Was bei dieser Auswahl und dem vermeintlichen Zwang sich entscheiden zu müssen unter den Tisch fällt, sind weitere Weltbilder, die ganz anders ansetzen. Man könnte das chinesische Denken nennen, was Juliien ausgeführt hat, man könnte den Konstruktivismus nennen, man könnte Aspekte der Quantenmechanik nennen, die Jakob uns erläutern könnte, man könnte philosophische Ansätze von Robert Brandom oder Bernardo Kastrup oder vielleicht Markus Gabriel nennen, die Erfahrungen von Mystikern, sowie Aspekte der Kunst, die schon mal aus unserem unerkannten Nützlichkeitsfetisch aussteigen. Es gibt Theorien über Geld, bzw. seine vielleicht sehr(!) viel später als gedachte Entstehung, die uns, wenn wie sie dann irgendwann verstehen, vor Augen führen, wie sehr wir in unserem Eurozentrismus der Gegenwart verhaftet sind und von hier aus erst mal alles in oder auf die Vergangenheit projizieren, mit der Vorstellung, man habe immer schon Wert gegen Wert getauscht, was problematisch war, wenn man Schweine gegen 500 kg Tomaten tauschte und so war das Geld eine willkomene Erleichterung, Grundfalsch, meint Eske Bockelmann und anhand der Zeit, die es braucht, um seine Gedanken zu verstehen, sieht man, wie sehr man in unserem Denken verhaftet ist.

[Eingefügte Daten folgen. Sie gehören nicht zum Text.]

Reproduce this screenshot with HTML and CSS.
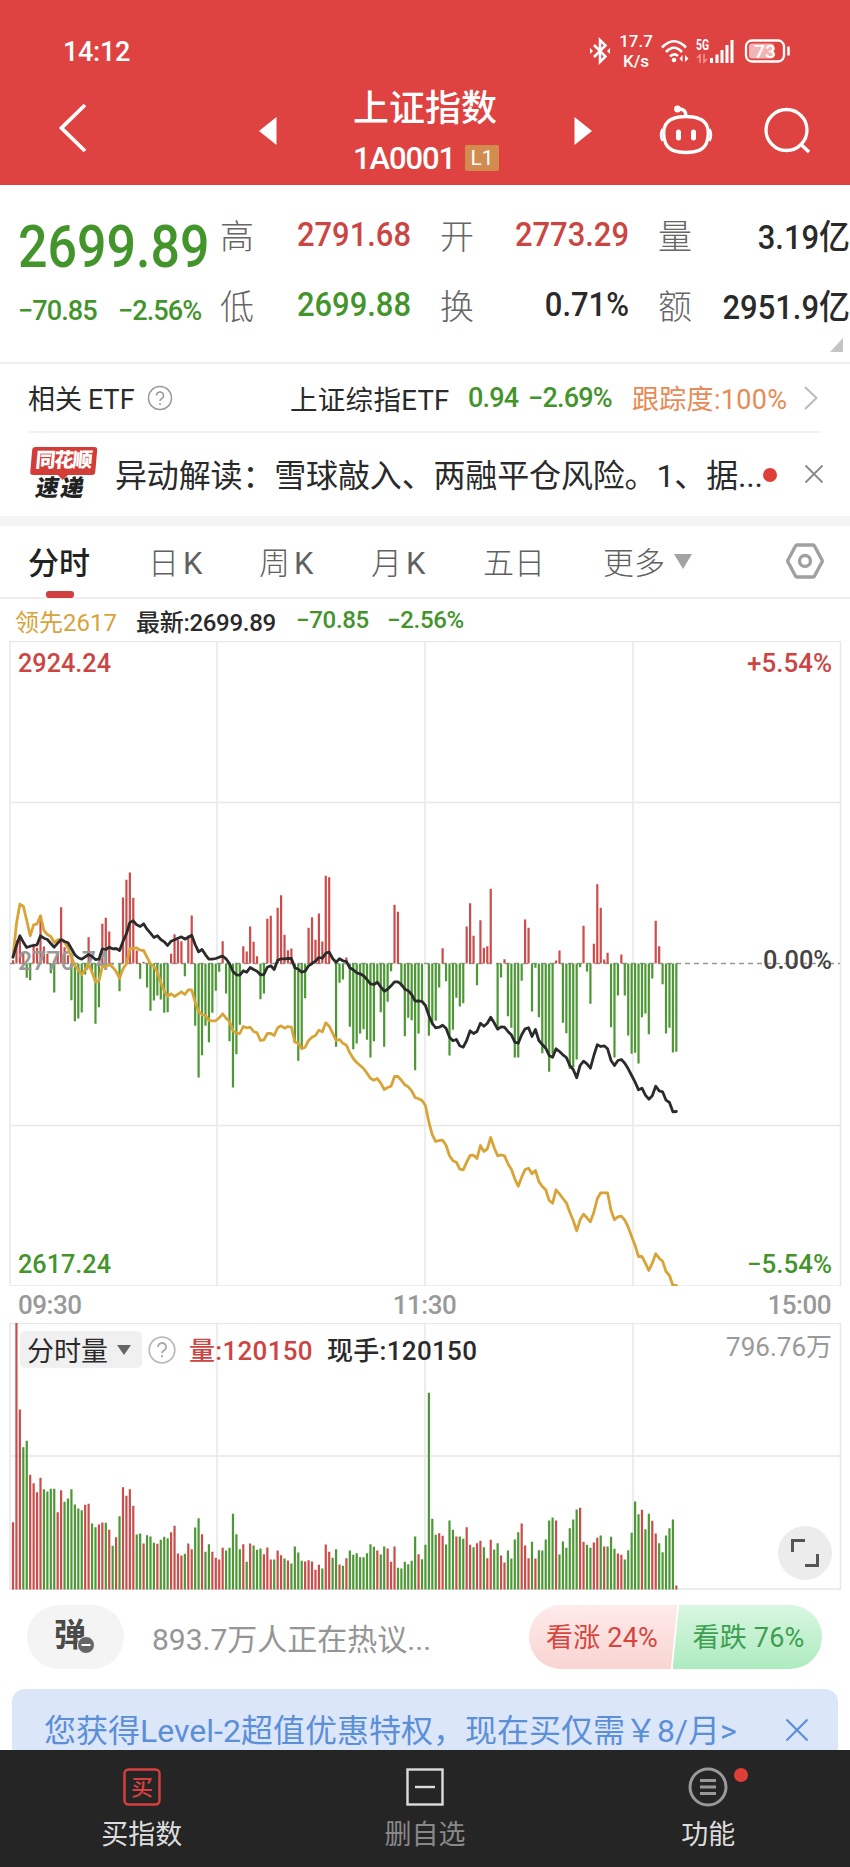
FILE: index.html
```html
<!DOCTYPE html>
<html lang="zh-CN">
<head>
<meta charset="utf-8">
<title>上证指数</title>
<link rel="stylesheet" href="styles.css">
</head>
<body>
<div class="phone">
  <header class="top">
    <div class="status">
      <span class="clock">14:12</span>
      <svg class="bt" width="22" height="28" viewBox="0 0 22 28"><path d="M5 8 16.500 19.500 11 25V3l5.500 5.500L5 20" fill="none" stroke="#fff" stroke-width="2.500"/><path d="M1 11l3 3-3 3zM21 11l-3 3 3 3z" fill="#fff"/></svg>
      <span class="speed">17.7<br>K/s</span>
      <svg width="30" height="26" viewBox="0 0 30 26"><g fill="none" stroke="#fff" stroke-width="2.600"><path d="M2 9.500Q14 -3 26 9.500M6 14Q14 5.500 22 14M10 18.500Q14 14.500 18 18"/></g><circle cx="14" cy="22" r="2.300" fill="#fff"/><path d="M22.500 17v7l-3-3.500zM25 17v7l3.500-3.500z" fill="#fff"/></svg>
      <svg class="signal" width="41" height="26" viewBox="0 0 41 26"><text x="1" y="12" class="fiveg" textLength="13" lengthAdjust="spacingAndGlyphs">5G</text><path d="M5 25v-8l-3 3M9 16v8l3-3" stroke="#f09a98" stroke-width="1.500" fill="none"/><path d="M16.500 20v5M22 16.500V25M27 12v13M32 7v18M37 2v23" stroke="#fff" stroke-width="3"/></svg>
      <svg class="battery" width="48" height="28" viewBox="0 0 48 28"><rect x="2" y="3.500" width="38" height="21" rx="6" fill="none" stroke="#fff" stroke-width="2.300"/><rect x="5" y="6.500" width="25" height="15" rx="3" fill="#f3b5b4"/><path d="M44.500 9.500v9" stroke="#fff" stroke-width="2.500"/><text x="10" y="20.500" class="charge" textLength="22" lengthAdjust="spacingAndGlyphs">73</text></svg>
    </div>
    <div class="navbar">
      <svg class="back" width="32" height="52" viewBox="0 0 32 52"><path d="M27 3 3.500 26 27 49" fill="none" stroke="#fff" stroke-width="3.800"/></svg>
      <svg class="prev" width="18" height="28" viewBox="0 0 18 28"><path d="M17.500 0v28L0 14z" fill="#fff"/></svg>
      <div class="title">
        <h1>上证指数</h1>
        <p><span>1A0001</span><b>L1</b></p>
      </div>
      <svg class="next" width="18" height="28" viewBox="0 0 18 28"><path d="M.5 0v28L18 14z" fill="#fff"/></svg>
      <svg class="robot" width="56" height="52" viewBox="0 0 56 52"><g fill="none" stroke="#fff" stroke-width="3.300"><path d="M28 12.500C18 12.500 10 15 7 22 5 26 5.500 34 7.500 39c3 7 10 9.500 20.500 9.500S45.500 46 48.500 39c2-5 2.500-13 .5-17-3-7-11-9.500-21-9.500z"/><path d="M28 12Q28 5 21 5" /><path d="M4.500 25Q1.500 31 4.500 37M51.500 25Q54.500 31 51.500 37" stroke-width="2.500"/></g><circle cx="19.500" cy="5" r="3.400" fill="#fff"/><path d="M20.500 28v6M35.500 28v6" stroke="#fff" stroke-width="5" stroke-linecap="round"/></svg>
      <svg class="search" width="50" height="50" viewBox="0 0 50 50"><circle cx="23.500" cy="24" r="20.500" fill="none" stroke="#fff" stroke-width="3.300"/><path d="M38 38.500l8 7.500" stroke="#fff" stroke-width="3.600"/></svg>
    </div>
  </header>

  <section class="quote">
    <div class="last down">
      <strong>2699.89</strong>
      <p><span>−70.85</span><span>−2.56%</span></p>
    </div>
    <dl class="stats">
      <dt>高</dt><dd class="up">2791.68</dd>
      <dt>开</dt><dd class="up">2773.29</dd>
      <dt>量</dt><dd>3.19亿</dd>
      <dt>低</dt><dd class="down">2699.88</dd>
      <dt>换</dt><dd>0.71%</dd>
      <dt>额</dt><dd>2951.9亿</dd>
    </dl>
    <svg class="corner" width="13" height="14" viewBox="0 0 13 14"><path d="M13 0v14H0z" fill="#c4c4c4"/></svg>
  </section>

  <section class="etf">
    <span>相关<i>ETF</i></span>
    <svg width="26" height="26" viewBox="0 0 26 26"><circle cx="13" cy="13" r="11.500" fill="none" stroke="#999" stroke-width="1.500"/><path d="M9.500 10.500a3.500 3.500 0 1 1 5 3.200q-1.500.8-1.500 2.300M13 18v2" fill="none" stroke="#999" stroke-width="1.500"/></svg>
    <span class="fund">上证综指ETF</span>
    <span class="down sq">0.94</span>
    <span class="down sq">−2.69%</span>
    <span class="track">跟踪度:100%</span>
    <svg width="16" height="26" viewBox="0 0 16 26"><path d="M2 2l11.500 11L2 24" fill="none" stroke="#bbb" stroke-width="2"/></svg>
  </section>

  <section class="news">
    <div class="brand"><b>同花顺</b><em>速递</em><svg width="10" height="5" viewBox="0 0 10 5"><path d="M0 0h10L5 5z" fill="#d23d38"/></svg></div>
    <p>异动解读：雪球敲入、两融平仓风险。1、据...</p>
    <i class="dot"></i>
    <svg width="20" height="20" viewBox="0 0 20 20"><path d="M1.500 1.500l17 17m0-17l-17 17" stroke="#888" stroke-width="1.800"/></svg>
  </section>

  <nav class="tabs">
    <span class="active">分时</span><span>日<i>K</i></span><span>周<i>K</i></span><span>月<i>K</i></span><span>五日</span><span>更多</span>
    <svg class="caret" width="18" height="15" viewBox="0 0 18 15"><path d="M0 0h18L9 15z" fill="#a3a3a3"/></svg>
    <svg class="gear" width="38" height="36" viewBox="0 0 38 36"><g fill="none" stroke="#a0a0a0" stroke-width="3.400"><path d="M11 2h16q1 0 1.500 1l7.500 14q.5 1 0 2l-7.500 14q-.5 1-1.500 1H11q-1 0-1.500-1L2 19q-.5-1 0-2L9.500 3q.5-1 1.500-1z"/><circle cx="19" cy="18" r="5.500"/></g></svg>
  </nav>

  <div class="legend">
    <span class="lead">领先2617</span><span>最新:2699.89</span><span class="down">−70.85</span><span class="down">−2.56%</span>
  </div>

  <svg class="chart" width="850" height="645" viewBox="0 0 850 645">
    <path class="grid" d="M10 .5H840.500V645H10zM10 161.500H840M10 484.500H840M217 0V645M425 0V645M633 0V645"/>
    <path class="zero" d="M10 322.500H840"/>
    <g id="spread"></g>
    <g class="labels">
      <text class="t-down" x="18" y="632" textLength="93" lengthAdjust="spacingAndGlyphs">2617.24</text>
      <text class="t-up" x="18" y="31" textLength="93" lengthAdjust="spacingAndGlyphs">2924.24</text>
      <text class="t-up" x="747" y="31" textLength="85" lengthAdjust="spacingAndGlyphs">+5.54%</text>
      <text class="t-down" x="747" y="632" textLength="85" lengthAdjust="spacingAndGlyphs">−5.54%</text>
      <text class="t-gray" x="18" y="329" textLength="92" lengthAdjust="spacingAndGlyphs">2770.74</text>
      <text class="t-dark" x="763" y="328" textLength="69" lengthAdjust="spacingAndGlyphs">0.00%</text>
    </g>
    <g id="lines"></g>
  </svg>

  <div class="hours"><span>09:30</span><span>11:30</span><span>15:00</span></div>

  <section class="volume">
    <svg class="chart" width="850" height="267" viewBox="0 0 850 267">
      <path class="grid" d="M10 .5H840.500V266H10zM10 133H840M217 0V266M425 0V266M633 0V266"/>
      <g id="volume"></g>
    </svg>
    <div class="tools">
      <span class="pick">分时量<svg width="14" height="10" viewBox="0 0 14 10"><path d="M0 0h14L7 10z" fill="#666"/></svg></span>
      <svg width="28" height="28" viewBox="0 0 28 28"><circle cx="14" cy="14" r="12.800" fill="none" stroke="#bbb" stroke-width="1.800"/><path d="M10 11a4 4 0 1 1 5.800 3.600q-1.800.9-1.800 2.700M14 19v2.200" fill="none" stroke="#aaa" stroke-width="1.800"/></svg>
      <span class="figure up">量:120150</span>
      <span class="figure">现手:120150</span>
      <span class="max">796.76万</span>
    </div>
    <button class="expand"><svg width="30" height="30" viewBox="0 0 30 30"><path d="M2.500 14V2.500H15M27.500 16v11.500H15" fill="none" stroke="#555" stroke-width="3"/></svg></button>
  </section>

  <section class="talk">
    <div class="danmu"><b>弹</b><svg width="18" height="18" viewBox="0 0 18 18"><circle cx="9" cy="9" r="8.500" fill="#666" stroke="#f4f4f4"/><path d="M4.500 9h9" stroke="#fff" stroke-width="2"/></svg></div>
    <span class="hint">893.7万人正在热议...</span>
    <div class="vote"><span class="bull">看涨 24%</span><span class="bear">看跌 76%</span></div>
  </section>

  <section class="promo">
    <span>您获得Level-2超值优惠特权，现在买仅需￥8/月&gt;</span>
    <svg width="24" height="24" viewBox="0 0 24 24"><path d="M1.500 1.500l21 21m0-21l-21 21" stroke="#5b8fd8" stroke-width="2.200"/></svg>
  </section>

  <footer class="bottom">
    <div><svg width="40" height="40" viewBox="0 0 40 40"><rect x="2.500" y="2.500" width="35" height="35" rx="4" fill="none" stroke="#d8403f" stroke-width="2.400"/><text x="20" y="28" class="buy">买</text></svg><span>买指数</span></div>
    <div class="muted"><svg width="40" height="40" viewBox="0 0 40 40"><rect x="2.500" y="2.500" width="35" height="35" fill="none" stroke="#ddd" stroke-width="2.400"/><path d="M10 20h20" stroke="#ddd" stroke-width="2.400"/></svg><span>删自选</span></div>
    <div><svg width="40" height="40" viewBox="0 0 40 40"><circle cx="20" cy="20" r="18" fill="none" stroke="#999" stroke-width="3"/><path d="M12 13.500h16M12 20h16M12 26.500h16" stroke="#999" stroke-width="2.800"/></svg><i class="dot"></i><span>功能</span></div>
  </footer>
</div>
<script src="chart.js"></script>
</body>
</html>
```
FILE: styles.css
```css
* { box-sizing: border-box; margin: 0; padding: 0; }
body { width: 850px; background: #fff; color: #2a2a2a; font-family: Roboto, "Noto Sans CJK SC", sans-serif; }
svg { display: block; flex: none; }
i { font-style: normal; }
.phone { width: 850px; height: 1867px; overflow: hidden; display: flex; flex-direction: column; white-space: nowrap; }
.phone > * { flex: none; }
.up { color: #cb4543; }
.down { color: #44942c; }
.dot { width: 14px; height: 14px; border-radius: 50%; background: #de3f38; }

.top { height: 185px; background: #de4341; color: #fff; }
.status { height: 78px; padding-top: 22px; display: grid; grid-template-columns: 526px 30px 41px 35px 49px 50px; align-items: center; padding-left: 63px; }
.clock { font-size: 27px; line-height: 56px; font-weight: 500; letter-spacing: -.3px; padding-top: 2px; }
.speed { font-size: 17px; line-height: 20px; text-align: center; width: 34px; font-weight: 500; }
.fiveg { font: 700 14px Roboto, sans-serif; fill: #fff; }
.charge { font: 500 18px Roboto, sans-serif; fill: #fff; }
.navbar { height: 107px; display: grid; grid-template-columns: 201px 94px 221px 84px 105px 60px; padding-left: 58px; }
.back { margin-top: 24px; }
.prev { margin: 39px 0 0; }
.title { height: 107px; }
.title h1 { font-size: 36px; line-height: 56px; font-weight: 500; padding-top: 3px; }
.title p { display: flex; align-items: center; gap: 11px; height: 46px; margin-top: -2px; }
.title p span { font-size: 31px; letter-spacing: -1.1px; width: 101px; font-weight: 500; }
.title b { width: 34px; height: 26px; border-radius: 2px; background: #d28c50; font-size: 21px; line-height: 27px; font-weight: 400; text-align: center; }
.next { margin: 39px 0 0; }
.robot { margin-top: 26px; }
.search { margin-top: 28px; }

.quote { height: 179px; border-bottom: 2px solid #eee; display: grid; grid-template-columns: 220px 630px; position: relative; }
.last { padding: 29px 0 0 18px; }
.last strong { display: block; font-size: 59px; line-height: 66px; font-weight: 500; transform: scaleX(.88); transform-origin: left; }
.last p { display: flex; font-size: 28px; line-height: 40px; margin-top: 11px; }
.last p span { width: 100px; letter-spacing: -1px; font-weight: 500; transform: scaleX(.97); transform-origin: left; }
.stats { display: grid; grid-template-columns: 36px 155px 65px 153px 66px 155px; grid-auto-rows: 70px; padding-top: 14px; align-items: center; font-size: 34px; }
.stats dt { color: #666; font-weight: 300; padding-left: 0; }
.stats dt:nth-of-type(3n+2), .stats dt:nth-of-type(3n) { padding-left: 29px; }
.stats dd { text-align: right; transform: scaleX(.91); transform-origin: right; font-weight: 500; }
.corner { position: absolute; right: 7px; bottom: 10px; }

.etf { height: 69px; margin: 0 29px; border-bottom: 2px solid #f2f2f2; display: grid; grid-template-columns: 118px 143px 178px 60px 104px 171px 20px; align-items: center; font-size: 27px; }
.etf > span:first-child { margin-left: -1px; }
.etf i { margin-left: 6px; }
.fund { font-size: 27.5px; letter-spacing: .3px; }
.sq { letter-spacing: -.8px; font-weight: 500; }
.track { color: #e88a56; letter-spacing: .3px; }

.news { height: 83px; padding-left: 29px; display: grid; grid-template-columns: 86px 648px 41px 20px; align-items: center; }
.brand { width: 66px; height: 56px; display: flex; flex-direction: column; align-items: center; transform: skewX(-5deg); position: relative; }
.brand svg { position: absolute; left: 29px; top: 28px; }
.brand b { width: 65px; height: 28px; border-radius: 3px; background: #d23d38; color: #fff; font-size: 20px; line-height: 27px; text-align: center; font-weight: 900; letter-spacing: -1.5px; }
.brand em { font-size: 23px; line-height: 28px; font-weight: 900; color: #222; letter-spacing: 2px; font-style: normal; transform: skewX(-6deg); }
.news p { font-size: 32px; line-height: 44px; letter-spacing: -.15px; padding-top: 2px; }
.news > svg { margin-top: -1px; }

.tabs { height: 83px; border-top: 10px solid #f4f4f4; border-bottom: 2px solid #eee; padding-left: 29px; display: grid; grid-template-columns: 120px 111px 112px 112px 120px 70px 112px 40px; align-items: center; color: #606060; font-size: 31px; }
.tabs span { line-height: 71px; height: 71px; margin: 2px 0 0 -1px; font-weight: 300; }
.tabs i { margin-left: 4px; font-weight: 400; }
.tabs .active { color: #222; font-weight: 500; width: 62px; position: relative; }
.active::after { content: ""; position: absolute; left: 18px; bottom: 1px; width: 28px; height: 7px; border-radius: 3px; background: #cf403e; }
.caret, .gear { margin-top: -3px; }

.legend { height: 42px; padding: 0 0 0 15px; display: grid; grid-template-columns: 121px 160px 91px 90px; align-items: center; font-size: 24px; }
.legend span { font-weight: 500; letter-spacing: -.3px; }
.legend .lead { color: #d7a33c; font-weight: 400; letter-spacing: 0; }

.grid { fill: none; stroke: #e8e8e8; stroke-width: 1.5; }
.zero { stroke: #999; stroke-width: 1.5; stroke-dasharray: 5 4; }
.labels { font: 500 26px Roboto, sans-serif; }
.t-up { fill: #cb4543; }
.t-down { fill: #44942c; }
.t-gray { fill: #999; }
.t-dark { fill: #444; }
.bar-up { stroke: #cb4c4a; stroke-width: 2.2; }
.bar-down { stroke: #4c9834; stroke-width: 2.2; }
.price, .lead-line { fill: none; stroke-width: 2.8; stroke-linejoin: round; stroke-linecap: round; }
.price { stroke: #2b2b2b; }
.lead-line { stroke: #d9a437; }

.hours { height: 37px; padding: 1px 19px 0 18px; display: flex; justify-content: space-between; align-items: center; font-size: 26px; letter-spacing: -.5px; color: #999; font-weight: 500; }
.volume { height: 267px; position: relative; font-size: 26px; }
.tools { position: absolute; left: 20px; top: 8px; height: 37px; width: 812px; display: grid; grid-template-columns: 128px 41px 138px 250px 1fr; align-items: center; }
.pick { width: 122px; height: 37px; border-radius: 5px; background: #f0f0f0; padding-left: 7px; display: flex; align-items: center; gap: 9px; font-size: 27px; }
.figure { font-weight: 500; letter-spacing: .3px; margin-top: -3px; }
.max { text-align: right; color: #999; margin-top: -11px; }
.expand { position: absolute; left: 778px; top: 203px; width: 54px; height: 54px; border: 0; border-radius: 50%; background: #ececec; display: grid; place-items: center; }

.talk { height: 99px; padding: 15px 28px 0 27px; display: grid; grid-template-columns: 125px 377px 293px; }
.danmu { width: 97px; height: 64px; border-radius: 32px; background: #f4f4f4; position: relative; color: #4a4a4a; }
.danmu b { position: absolute; left: 27px; top: 8px; font-size: 32px; line-height: 44px; font-weight: 700; }
.danmu svg { position: absolute; left: 50px; top: 31px; }
.hint { font-size: 30px; line-height: 70px; color: #959595; font-weight: 400; }
.vote { height: 64px; border-radius: 32px; overflow: hidden; display: flex; font-size: 27px; line-height: 66px; letter-spacing: .2px; }
.bull { width: 149px; padding-left: 17px; color: #d8443e; background: linear-gradient(#fdebea, #f9d5d2); clip-path: polygon(0 0, 100% 0, 95.500% 100%, 0 100%); }
.bear { width: 150px; margin-left: -5px; padding-left: 20px; color: #3f9f50; background: linear-gradient(#d8f7e1, #aeebbf); clip-path: polygon(4.500% 0, 100% 0, 100% 100%, 0 100%); }

.promo { height: 62px; margin: 0 12px; padding: 9px 0 0 32px; border-radius: 13px 13px 0 0; background: #dce6f9; color: #5b8fd8; display: grid; grid-template-columns: 741px 24px; font-size: 32px; line-height: 66px; overflow: hidden; }
.promo span { letter-spacing: 0; font-weight: 400; }
.promo svg { margin-top: 20px; }
.bottom { height: 118px; margin-top: -1px; background: #252525; color: #ddd; display: grid; grid-template-columns: repeat(3, 1fr); font-size: 27px; }
.bottom div { position: relative; display: flex; flex-direction: column; align-items: center; padding-top: 17px; gap: 8px; line-height: 40px; }
.bottom .muted { color: #888; }
.bottom .dot { position: absolute; left: 167px; top: 18px; }
.buy { font: 500 22px "Noto Sans CJK SC", sans-serif; fill: #d8403f; text-anchor: middle; }
```
FILE: chart.js
```js
// One value per trading minute, in thirds of a pixel from the axis.
const spread = [10,70,75,30,-43,-50,59,47,131,51,29,-29,-87,34,169,49,25,-110,-173,-165,-147,-33,79,-31,-181,-131,119,137,96,-3,0,-83,198,251,273,197,39,-46,5,-72,-142,-111,-96,-108,-148,-146,29,88,71,67,-38,84,144,-187,-342,-275,-187,-236,-148,-82,-25,67,-90,-233,-372,-272,-184,52,36,111,65,22,-107,-90,134,143,0,167,205,86,40,45,-237,-292,-251,-104,107,139,71,150,66,263,259,0,-250,-58,-48,18,-190,-257,-240,-210,-197,-229,-282,-233,-55,-146,-250,-115,-23,176,155,-70,-218,-163,-170,-320,-210,-115,0,-217,-185,-172,-72,46,-53,-276,-199,-103,-129,-119,111,181,83,-65,130,47,52,224,0,-190,-42,13,-158,-193,-282,-282,-52,132,107,-144,-13,-161,-269,-256,-325,-271,9,39,-178,-209,-316,-311,-288,-11,113,-24,-121,59,238,167,12,32,-191,-282,-96,27,-96,-216,-271,-268,-300,-161,-150,-212,-45,128,52,-62,-210,-193,-267,-265];
const price = [19,54,83,64,48,52,54,56,83,76,72,60,49,61,72,66,62,44,26,17,13,20,27,21,12,13,44,42,49,44,45,39,66,89,123,128,116,111,119,103,91,78,83,72,65,54,67,71,76,80,73,79,85,57,35,42,26,13,13,15,19,22,14,-1,-24,-34,-35,-22,-26,-12,-18,-23,-34,-33,-11,-7,-18,10,14,14,15,15,-13,-17,-26,-23,-7,0,7,18,16,31,34,15,4,14,8,6,-13,-19,-28,-31,-37,-48,-61,-63,-56,-70,-83,-77,-67,-55,-55,-63,-77,-82,-93,-113,-112,-114,-126,-156,-180,-193,-191,-185,-194,-221,-232,-228,-247,-251,-231,-202,-210,-204,-179,-188,-179,-161,-178,-197,-190,-191,-204,-214,-236,-239,-214,-196,-193,-219,-198,-231,-243,-254,-276,-281,-256,-264,-274,-282,-306,-318,-343,-306,-293,-301,-314,-276,-244,-249,-247,-256,-291,-306,-291,-288,-299,-316,-336,-356,-379,-374,-395,-407,-397,-368,-382,-385,-410,-417,-445,-444];
const lead = [19,119,178,172,129,83,116,119,143,99,87,81,63,71,72,64,47,19,-6,-19,-33,-19,-1,-26,-55,-53,-9,-9,-3,-11,-24,-44,-16,-1,44,46,47,40,39,19,-1,-9,-26,-56,-83,-99,-91,-99,-92,-85,-93,-79,-79,-116,-144,-153,-156,-171,-172,-172,-163,-151,-164,-174,-202,-209,-210,-189,-193,-191,-204,-208,-231,-229,-210,-210,-216,-193,-187,-194,-189,-191,-236,-239,-256,-251,-231,-221,-216,-200,-205,-178,-188,-209,-231,-228,-239,-245,-268,-285,-297,-306,-315,-329,-344,-350,-345,-359,-378,-372,-368,-339,-339,-350,-364,-370,-382,-402,-406,-411,-426,-476,-514,-534,-531,-530,-545,-577,-592,-596,-617,-619,-596,-576,-575,-585,-546,-564,-556,-522,-553,-577,-574,-577,-601,-617,-646,-668,-641,-618,-614,-631,-621,-654,-669,-679,-711,-719,-679,-691,-705,-718,-746,-771,-802,-769,-752,-763,-775,-746,-706,-688,-688,-688,-741,-769,-760,-758,-770,-791,-819,-846,-879,-879,-899,-921,-899,-871,-884,-893,-924,-936,-966,-966];
// Positive volumes are rising minutes, negative ones falling.
const volume = [202,800,540,-427,-446,344,319,292,335,-301,-294,-302,-302,232,298,-263,-273,-301,-255,-243,-238,254,257,-198,-187,195,201,-200,179,-131,157,-220,307,281,301,251,-165,-168,138,-163,-159,-140,137,-149,-158,-154,172,191,108,102,-107,138,121,-186,-214,166,-113,-136,113,95,90,125,-117,-125,-227,-166,-121,136,-83,138,-132,-119,-123,106,126,90,-90,117,103,-93,87,-78,-129,-111,-86,84,88,84,59,74,-63,135,113,-95,-121,75,-71,94,-117,-104,-109,-97,-97,-109,-136,-128,117,-105,-129,123,83,129,-65,-63,-83,-76,-86,-159,106,-91,-134,-590,-212,-164,169,161,-135,-207,-179,159,-159,-152,187,134,-127,139,146,-127,94,149,-120,-139,102,81,-117,-93,-150,-172,198,132,94,-143,93,-118,-117,-150,-207,-216,207,-105,-144,-125,-184,-210,-240,245,143,-134,-125,141,155,-162,129,-129,-158,-122,108,104,-90,-118,-170,-264,-226,239,-181,-227,206,168,-139,-112,-162,-184,-210,12];

const NS = 'http://www.w3.org/2000/svg';
const x = i => (13 + i * 3.437).toFixed(2);
function addPath(host, cls, d) {
  const p = document.createElementNS(NS, 'path');
  p.setAttribute('class', cls);
  p.setAttribute('d', d);
  document.getElementById(host).appendChild(p);
}
function bars(host, data, axis, height) {
  let up = '', down = '';
  data.forEach((v, i) => {
    if (!v) return;
    const seg = `M${x(i)} ${axis}V${(axis - height(v) / 3).toFixed(1)}`;
    if (v > 0) up += seg; else down += seg;
  });
  addPath(host, 'bar-up', up);
  addPath(host, 'bar-down', down);
}
const line = data => 'M' + data.map((v, i) => `${x(i)} ${(322.5 - v / 3).toFixed(1)}`).join('L');

bars('spread', spread, 322.5, v => v);
bars('volume', volume, 266.5, Math.abs);
addPath('lines', 'lead-line', line(lead));
addPath('lines', 'price', line(price));
```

Das geht weiter, wenn man die bürgerliche Kleinfamilie und den Kapitalismus betrachtet, es wären noch Systemtheorien zu nennen und manches mehr, will sagen, diese plumpe Zweiheit von guter Wissenschaft hier und irgendwie zurückgebliebener Religion dort, ist in ihrer Beschränktheit selbst reif für die Mottenkiste,
Man siehst es selbst bei der Abstimmung mit den Füßen. Was man nicht integriert bekommt, spaltet sich regressiv ab. Es gibt Risse durch viele Schichten der Gesellschaft, dass man Elemente, die die Menschen immer interessierte nicht einbinden konnte, sie pathologisierte oder verächtlich machte, fliegt uns nun um die Ohren. Wir sollten froh sein, wenn diejenigen noch an 'Wunder' glauben, leider sind viele von ihnen, die sich darüber erhaben fühlen, um eine Bemerkung aufzunehmen, alle wahlberechtigt. Das andere Kreuz mit dem Kreuz.